Después nos dirigimos hacia el patio trasero, donde se estacionan los camiones de carga “Castores”.  En las inmediaciones, junto a la barda, una pequeña choza con dos camas, dos sillones desgastados y polvorientos junto a una decena de botellas de tres litros de Viva Villa adornan la simplicidad del lugar. Un hombre descalzo, con tatuajes en rostro y brazos, camiseta de tirantes, un rosario en el cuello y con ojos desorbitados, nos recibe con un saludo: es Arturo, algunos lo conocen como “El Diablo”. En el sillón se encuentra “El Mocho”, originario de Chihuahua; Martín, un jornalero veracruzano habitante del arroyo nos confirmaría que perdió la pierna en una disputa por drogas e inclusive dijo que Arturo era un hombre de cuidado. Junto a ellos, un flaco, alto, pelo cano y chino: Antonio, quien explicaba, pausado, por qué dejaron de laborar para los ranchos y prefirieron ayudar a los albañiles.

-  “Sacas 100 pesos y hacemos una coperacha para compramos nuestro mezcal. En el rancho nos cobraban 350 pesos por la comida a la semana.  Al día sacábamos 120 pesos por jornada, antes nos daban por cubeta hasta 250 pesos pero eso es cuando tienes un contrato y ya no dan” – explicó mientras metía sus manos en las bolsas del pantalón.

Poco después nos dirigimos hacía el arroyo donde se encontraba Martín, “El Veracruzano”, un regordete sujeto, chaparro y un tanto mitotero, quien prefería quedarse con sus cuates en uno de los pinos salados en vez de pagar renta para ahorrar dinero para mandar a su familia. Contó sobre casos de alcoholismo y las supuestas 20 muertes ocurridas, asegurando que el abuso en el consumo los mataba, y puso de ejemplo a nacidos en Chihuahua como los más tomadores y propensos a morir.
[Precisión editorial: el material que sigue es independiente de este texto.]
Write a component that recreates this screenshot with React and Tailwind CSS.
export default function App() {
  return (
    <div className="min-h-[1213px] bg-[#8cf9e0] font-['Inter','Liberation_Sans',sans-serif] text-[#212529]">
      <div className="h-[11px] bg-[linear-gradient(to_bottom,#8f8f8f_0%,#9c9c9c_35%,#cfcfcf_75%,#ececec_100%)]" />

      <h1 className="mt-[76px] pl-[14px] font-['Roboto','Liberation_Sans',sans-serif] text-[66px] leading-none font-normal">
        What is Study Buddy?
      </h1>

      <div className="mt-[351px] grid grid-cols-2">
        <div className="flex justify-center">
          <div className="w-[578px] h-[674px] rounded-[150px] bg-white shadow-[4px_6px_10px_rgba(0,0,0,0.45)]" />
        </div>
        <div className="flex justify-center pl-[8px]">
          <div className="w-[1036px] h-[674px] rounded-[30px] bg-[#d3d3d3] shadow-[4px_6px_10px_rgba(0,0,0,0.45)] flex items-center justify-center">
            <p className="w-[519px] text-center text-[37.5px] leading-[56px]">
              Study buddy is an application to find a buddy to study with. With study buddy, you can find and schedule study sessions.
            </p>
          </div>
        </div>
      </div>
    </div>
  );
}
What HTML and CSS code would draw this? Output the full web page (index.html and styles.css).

-  Cuando uno fracasa con la familia... me separé de la doña y sus hijos ya tienen su vida. Mejor me salí del pueblo. Claro que me dolió y mucho – Nicolás Rodríguez, habitante de otro pino salado, a unos metros de Martín.

Ese domingo cualquiera encontré algo especial en esos seres ninguneados. Fui testigo de la vulnerabilidad que se acentúa con el rasguñar del tiempo. Es difícil comprender cómo ellos prosperan sigilosos entre las masas, imperceptibles, invisibles. No obstante: ¡están vivos! Tan vivos como tú, deseosos de una palabra, una mirada, un gesto de amabilidad; algo que les haga recordar que también tienen un nombre.